Xiang Lanxin paints a vivid picture of Europe’s coming “third engagement” with China, and puts forward some interesting and revealing ideas on how a genuinely closer relationship between the two partners is being achieved. I wouldn’t challenge either the likelihood or the value of this closer engagement, but I do have one reservation. It is that China today is in fact losing some of the political and social values that are supposed to be Europe’s core values.
The two previous major European engagements with China were first, through the Christian missionaries and secondly through imperialism. But it is still far from clear whether China has itself understood the importance of these engagements; the missionary engagement helped China to rediscover its identity as “a” rather than “the” country in the world, and to discover its own cultural differences with Europe. The second engagement, in the form of military imperialism, brought home to China the extent of its poor military skills and its technological backwardness. That is why the People’s Republic of China (PRC) has been so vehement about making the country’s technological and economic development its top priority.
What about other European values?
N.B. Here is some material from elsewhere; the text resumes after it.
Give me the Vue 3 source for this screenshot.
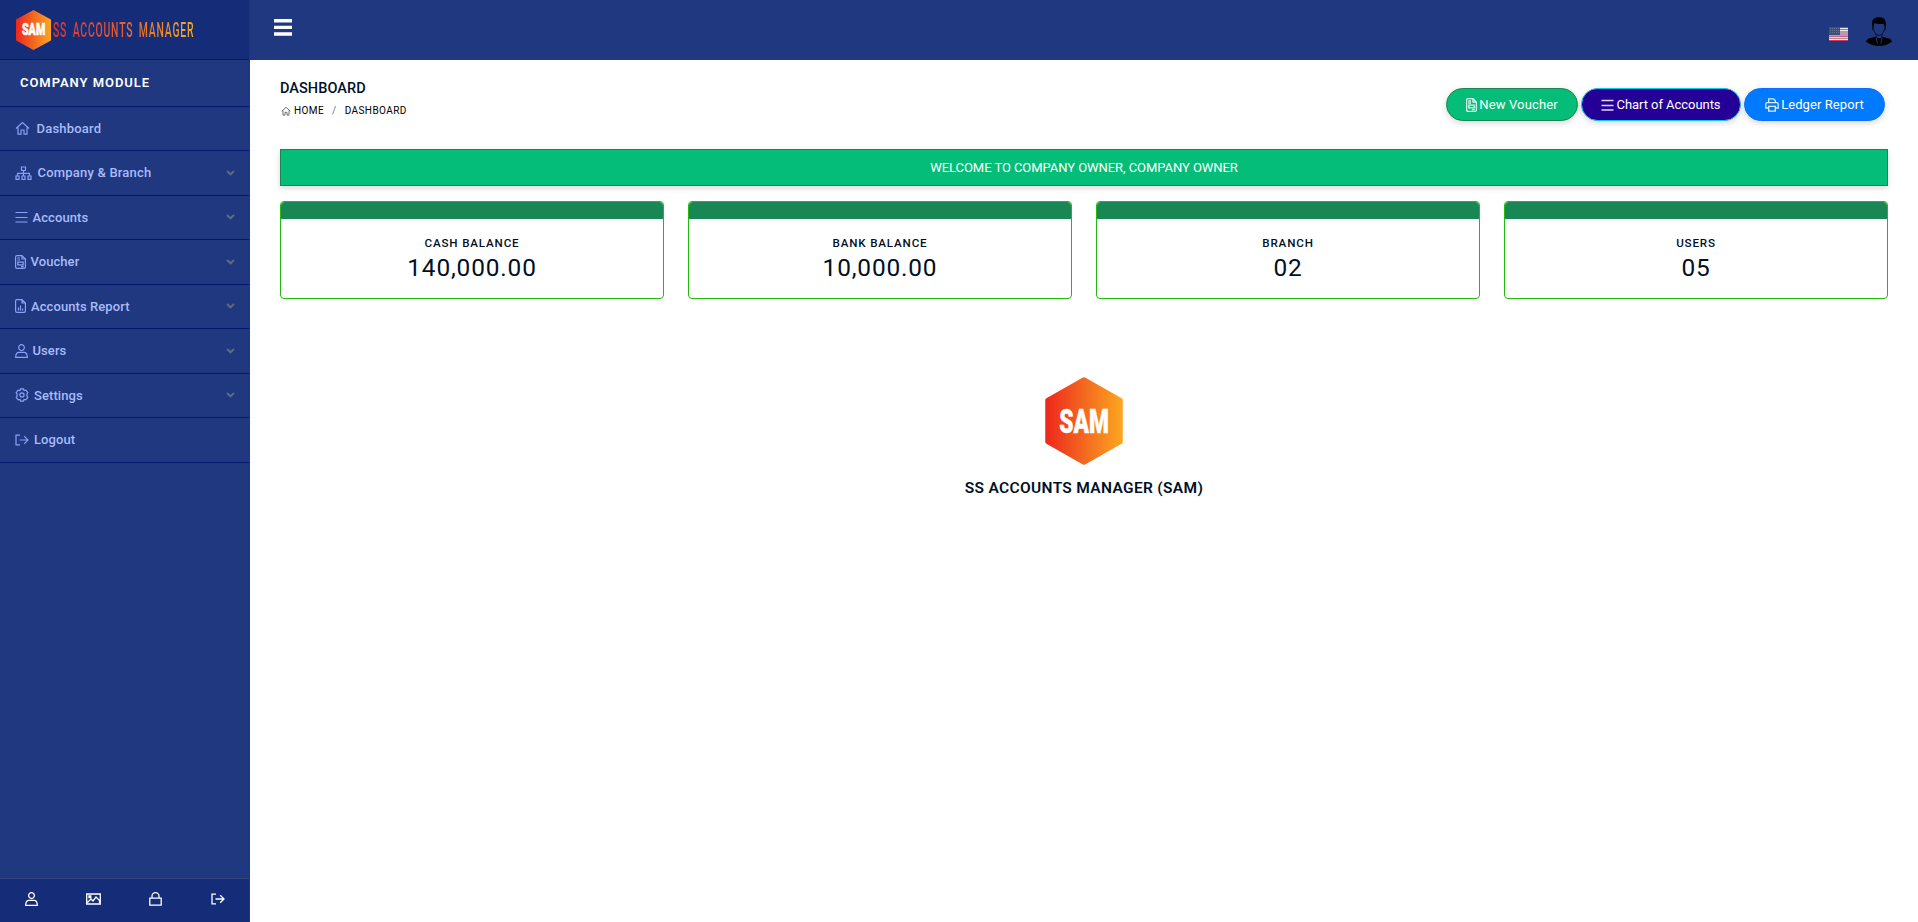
<script setup>
const navItems = [
  { id: 'dashboard', label: 'Dashboard', icon: 'home', iconWidth: 15, gap: 7 },
  { id: 'company', label: 'Company & Branch', icon: 'sitemap', iconWidth: 17, gap: 6, sub: true },
  { id: 'accounts', label: 'Accounts', icon: 'bars', iconWidth: 13, gap: 5, sub: true },
  { id: 'voucher', label: 'Voucher', icon: 'invoice', iconWidth: 11, gap: 5, sub: true },
  { id: 'report', label: 'Accounts Report', icon: 'chart', iconWidth: 11, gap: 5.5, sub: true },
  { id: 'users', label: 'Users', icon: 'user', iconWidth: 13, gap: 5, sub: true },
  { id: 'settings', label: 'Settings', icon: 'gear', iconWidth: 14, gap: 5.5, sub: true },
  { id: 'logout', label: 'Logout', icon: 'logout', iconWidth: 14, gap: 5.5 },
]

const icons = {
  home: 'M1 7.5 7.5 1.5 14 7.5M3 6.5V13.2H6V9H9V13.2H12V6.5',
  sitemap: 'M6.5 1H10.5V4.5H6.5ZM8.5 4.5V9.5M2.5 9.5V7.3H14.5V9.5M1 10H4V13.3H1ZM7 10H10V13.3H7ZM13 10H16V13.3H13Z',
  bars: 'M.5 2.5H12.5M.5 7.5H12.5M.5 12H12.5',
  invoice: 'M.6 2Q.6.6 2 .6H7L10.4 4V12Q10.4 13.4 9 13.4H2Q.6 13.4.6 12ZM7 .6V4H10.4M2.3 3H5M2.3 5H5M2.8 7.2H8.2V9.8H2.8ZM6 11.7H8.8',
  chart: 'M.6 2Q.6.6 2 .6H7L10.4 4V12Q10.4 13.4 9 13.4H2Q.6 13.4.6 12ZM7 .6V4H10.4M3.5 8.5V11.5M5.5 6.5V11.5M7.6 9.5V11.5',
  user: 'M6.5.7A2.9 2.9 0 1 1 6.5 6.5A2.9 2.9 0 1 1 6.5.7ZM3.5 8.3H9.5Q12.3 8.8 12.3 13.3H.7Q.7 8.8 3.5 8.3Z',
  gear: 'M5.5.8H8.5L9 2.6 10.9 2.2 12.8 4.6 11.9 6.2V7.8L12.8 9.4 10.9 11.8 9 11.4 8.5 13.2H5.5L5 11.4 3.1 11.8 1.2 9.4 2.1 7.8V6.2L1.2 4.6 3.1 2.2 5 2.6ZM7 4.9A2.1 2.1 0 1 1 7 9.1A2.1 2.1 0 1 1 7 4.9',
  logout: 'M5 2.2H1V11.8H5M4.5 7H13M9.2 3.2 13 7 9.2 10.8',
}

const stats = [
  { label: 'CASH BALANCE', value: '140,000.00' },
  { label: 'BANK BALANCE', value: '10,000.00' },
  { label: 'BRANCH', value: '02' },
  { label: 'USERS', value: '05' },
]
</script>

<template>
  <div class="shell">
    <aside class="sidebar">
      <div class="brand">
        <svg width="36" height="42" viewBox="0 0 36 42">
          <defs>
            <linearGradient id="brandHex" x1="0" x2="1" y1="0" y2="0">
              <stop offset="0" stop-color="#ee2a1c" /><stop offset=".5" stop-color="#f3681f" /><stop offset="1" stop-color="#fca31f" />
            </linearGradient>
          </defs>
          <path d="M17.5 2 34 11.2V30.8L17.5 40 1 30.8V11.2Z" fill="url(#brandHex)" stroke="url(#brandHex)" stroke-width="2" stroke-linejoin="round" />
          <text class="hex-text" transform="translate(17.6 26.4) scale(.68 1)" text-anchor="middle" font-size="15.8">SAM</text>
        </svg>
        <div class="wordmark">SS ACCOUNTS MANAGER</div>
      </div>
      <div class="module">COMPANY MODULE</div>
      <nav>
        <a v-for="item in navItems" :key="item.id" class="nav-item" :class="item.id">
          <svg class="nav-icon" :width="item.iconWidth" height="14" :style="{ marginRight: item.gap + 'px' }"><path :d="icons[item.icon]" /></svg>
          <span>{{ item.label }}</span>
          <svg v-if="item.sub" class="chevron" width="9" height="6" viewBox="0 0 9 6"><path d="M1 1 4.5 4.3 8 1" /></svg>
        </a>
      </nav>
      <div class="sidebar-footer">
        <span><svg width="13" height="14"><path :d="icons.user" /></svg></span>
        <span><svg width="15" height="12"><path d="M.7 1H14.3V11H.7ZM1.5 9.5 5 6 7 8 10 4 13.5 7.5V10M3 3H4.8V4.5H3Z" /></svg></span>
        <span><svg width="13" height="14"><path d="M.8 6.2H12.2V13.2H.8ZM3 6.2V4.2A3.5 3.5 0 0 1 10 4.2V6.2" /></svg></span>
        <span><svg width="14" height="14"><path :d="icons.logout" /></svg></span>
      </div>
    </aside>

    <div class="main">
      <header class="topbar">
        <svg class="burger" width="18" height="17" viewBox="0 0 18 17"><path d="M0 1.8H18M0 8.4H18M0 15H18" /></svg>
        <div class="topbar-right">
          <svg class="flag" width="19" height="14" viewBox="0 0 19 14">
            <rect width="19" height="14" fill="#f0e9f1" />
            <path d="M0 .5H19M0 13.5H19" stroke="#c83b4c" />
            <path d="M11 2.5H19M0 9.5H19M0 11.3H19" stroke="#bd6a88" />
            <rect x="11" y="4" width="8" height="5" fill="#b898b5" />
            <path d="M0 8.5H19" stroke="#b898b5" />
            <rect width="11" height="8" fill="#3c4f7d" />
            <path d="M1 1.5H11M1 3.5H11M1 5.5H11" stroke="#66779a" stroke-width=".8" stroke-dasharray="1 1" />
          </svg>
          <svg class="avatar" width="26" height="29" viewBox="0 0 26 29">
            <path d="M6.5 10C5 4 7 .2 12.5.2 18.5-.2 21 4 19.5 10L18.3 8.2 17.5 6.8Q12 7.4 8.3 6.2L7.5 9Z" />
            <path d="M7.2 7.5V11.5Q8.3 15.6 10.2 17.4Q13 19.4 15.8 17.4Q17.7 15.6 18.8 11.5V7.5M6.6 9.5V12.5L8 13M19.4 9.5V12.5L18 13M10 17.4V20M16 17.4V20" fill="none" stroke="#060914" stroke-width=".8" />
            <path d="M9.5 19.8 2.6 21.6Q.4 22.8 0 24.8Q6 29 13 29Q20 29 26 24.8Q25.6 22.8 23.4 21.6L16.5 19.8 13 21.5Z" />
            <path d="M10 20.5 11.4 26.5M16 20.5 14.6 26.5" stroke="#2c417f" stroke-width=".8" />
          </svg>
        </div>
      </header>

      <main class="content">
        <div class="page-head">
          <div>
            <h1>DASHBOARD</h1>
            <div class="crumbs">
              <svg width="10" height="10" viewBox="0 0 15 14"><path :d="icons.home" /></svg>
              <span class="crumb-home">HOME</span><span class="slash">/</span><span>DASHBOARD</span>
            </div>
          </div>
          <div class="actions">
            <a class="btn btn-voucher"><svg width="11" height="14"><path :d="icons.invoice" /></svg><span>New Voucher</span></a>
            <a class="btn btn-chart"><svg width="13" height="14"><path :d="icons.bars" /></svg><span>Chart of Accounts</span></a>
            <a class="btn btn-ledger"><svg width="14" height="14"><path d="M3.7 4.5V.8H8.5L10.3 2.6V4.5M3.5 10H.8V6Q.8 4.7 2 4.7H12Q13.2 4.7 13.2 6V10H10.5M3.7 8.3H10.3V13.2H3.7Z" /></svg><span>Ledger Report</span></a>
          </div>
        </div>

        <div class="welcome"><span>WELCOME TO COMPANY OWNER, COMPANY OWNER</span></div>

        <section class="stats">
          <article v-for="stat in stats" :key="stat.label" class="card">
            <div class="card-head"></div>
            <div class="card-label">{{ stat.label }}</div>
            <div class="card-value">{{ stat.value }}</div>
          </article>
        </section>

        <section class="about">
          <svg width="78" height="88" viewBox="0 0 78 88">
            <path d="M39 2.5 75.5 23.3V64.7L39 85.5 2.5 64.7V23.3Z" fill="url(#brandHex)" stroke="url(#brandHex)" stroke-width="4.5" stroke-linejoin="round" />
            <text class="hex-text" transform="translate(39 55.7) scale(.69 1)" text-anchor="middle" font-size="33">SAM</text>
          </svg>
          <h2>SS ACCOUNTS MANAGER (SAM)</h2>
        </section>
      </main>
    </div>
  </div>
</template>

<style>
body { background: #fff; overflow: hidden; }
</style>

<style scoped>
.shell { display: flex; height: 922px; font-family: Roboto, "Noto Sans", sans-serif; color: #001026; }
.shell * { box-sizing: border-box; }
svg { display: block; flex: none; }
.sidebar { width: 250px; flex: none; display: flex; flex-direction: column; background: #1f3880; border-right: 1px solid #1c3580; }
.brand { height: 60px; display: flex; padding: 9px 0 0 16px; background: #152d78; border-bottom: 1px solid #001a6b; }
.hex-text { fill: #fff; stroke: #fff; stroke-width: .5; font-weight: 900; }
.wordmark { width: max-content; height: 24px; margin: 9px 0 0 1px; font-size: 20.4px; line-height: 24px; font-weight: 500; letter-spacing: 1.6px; word-spacing: 4px; white-space: nowrap; color: transparent; background: linear-gradient(90deg, #e82e2a, #ea602a 50%, #f2aa21); -webkit-background-clip: text; background-clip: text; transform: scaleX(.51); transform-origin: 0 0; }
.module { height: 46.5px; flex: none; padding-left: 20px; border-bottom: 1px solid #001a6b; color: #fff; font-size: 13px; font-weight: 600; letter-spacing: .95px; line-height: 45px; }
.nav-item { display: flex; align-items: center; height: 44.5px; padding: 0 14.5px .4px; border-bottom: 1px solid #001a6b; color: #a9bbf8; font-size: 13px; font-weight: 500; letter-spacing: .08px; }
.dashboard, .company { letter-spacing: .2px; }
.nav-icon { fill: none; stroke: #8ba0f4; stroke-width: 1.2; }
.chevron { margin-left: auto; fill: none; stroke: #5b6d7c; stroke-width: 2; }
.sidebar-footer { margin-top: auto; height: 44px; display: grid; grid-template-columns: repeat(4, 1fr); border-top: 1px solid #33457f; background: #152d78; }
.sidebar-footer span { display: flex; align-items: center; justify-content: center; padding-bottom: 4px; }
.sidebar-footer svg { fill: none; stroke: #fff; stroke-width: 1.3; }
.main { flex: 1; min-width: 0; }
.topbar { height: 60px; display: flex; justify-content: space-between; padding: 0 26px 0 24px; background: #1f3880; }
.burger { margin-top: 19px; fill: none; stroke: #fff; stroke-width: 3.4; }
.topbar-right { display: flex; gap: 18px; }
.flag { margin-top: 27px; }
.avatar { margin-top: 17px; }
.content { padding: 20px 30px 0; }
.page-head { display: flex; justify-content: space-between; height: 69px; }
h1 { margin: 0; font-size: 14.5px; line-height: 17px; font-weight: 500; letter-spacing: .05px; }
.crumbs { display: flex; align-items: center; margin-top: 7px; font-size: 10px; line-height: 13px; font-weight: 400; letter-spacing: .42px; color: #000; }
.crumbs svg { margin: 0 3px 0 1px; fill: none; stroke: #6f7078; stroke-width: 1.5; }
.slash { margin: 0 8px; color: #6c757d; }
.actions { display: flex; gap: 3px; margin: 8px 3px 0 0; }
.btn { height: 33px; display: flex; align-items: center; justify-content: center; border: 1px solid; border-radius: 17px; color: #fff; font-size: 13px; letter-spacing: .08px; box-shadow: 0 2px 6px rgba(0, 0, 0, .16); }
.btn svg { margin-right: 2px; fill: none; stroke: currentColor; stroke-width: 1.3; opacity: .85; }
.btn-voucher { width: 132px; background: #04bd78; border-color: #198754; letter-spacing: .14px; }
.btn-chart { width: 160px; background: #250096; border-color: #0dcaf0; letter-spacing: -.05px; }
.btn-ledger { width: 141px; background: #007bff; border-color: #0d6efd; }
.welcome { height: 37px; border: 1px solid #198754; background: #04bd78; box-shadow: 0 2px 6px rgba(0, 0, 0, .16); color: #fff; font-size: 13px; letter-spacing: -.06px; line-height: 35px; text-align: center; }
.stats { display: grid; grid-template-columns: repeat(4, 1fr); gap: 24px; margin-top: 15px; }
.card { height: 98px; border: 1px solid #24b90f; border-radius: 4px; text-align: center; }
.card-head { height: 17px; background: #198754; border-radius: 4px 4px 0 0; }
.card-label { margin-top: 16px; font-size: 11.6px; line-height: 16px; font-weight: 500; letter-spacing: .85px; }
.card-value { margin-top: 3px; font-size: 24.4px; line-height: 28px; letter-spacing: .85px; }
.about { display: flex; flex-direction: column; align-items: center; margin-top: 78px; }
h2 { margin: 13px 0 0; font-size: 15.5px; line-height: 20px; font-weight: 600; letter-spacing: .33px; }
</style>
Two of the examples mentioned by Prof. Xiang could usefully be debated. To begin with, even if Prime Minister Wen Jiabao was right when he said that it is France that can best understand China and Chinese civilisation, how easily does China accept the three core ideas of the French Revolution; liberty, equality and fraternity? Far from embracing these concepts, the current political situation in the PRC has seen the government disassociating itself from all three concepts, notably through the filtering of information to be freely received by the general public through Google.
After more than two decades of the rapid economic development that followed Deng Xiaoping’s 1978 reforms, China is still experiencing huge income inequalities between its coastal provinces and its inner and western provinces. The price has been the laying-off of workers too numerous to count, most of them without adequate pension rights, and the cause has been the privatisation or outright closure of state-owned enterprises. With many people also denied access to public medical services, the social fabric between the general public and the government is beginning to wear very thin indeed, and is being torn further by the strains of corruption, naked market competition and the growing power that is exercised by provincial and local officials.
To appreciate the achievement of Chinese thinkers, intellectuals, scientists and even businessmen in shaping the culture and the economy of the world, it is certainly justifiable to quote Gu Hongming (1857-1928), a foreign-trained Chinese intellectual. Yet it might be more instructive to look to Gao Xingjian, the Chinese-trained French citizen who won the Nobel prize for literature in 2000, to see what Chinese intellectuals sometimes have to contend with. He was denied the right to return to China because of his criticism of the government, particularly during the Cultural Revolution.
Liberty, equality and fraternity are evidently still in short supply in China’s political system. Europe is definitely trying to engage with China in cultural, economic and even strategic terms. So perhaps the big question is whether China will respond by wholeheartedly trying to understand and accept European values.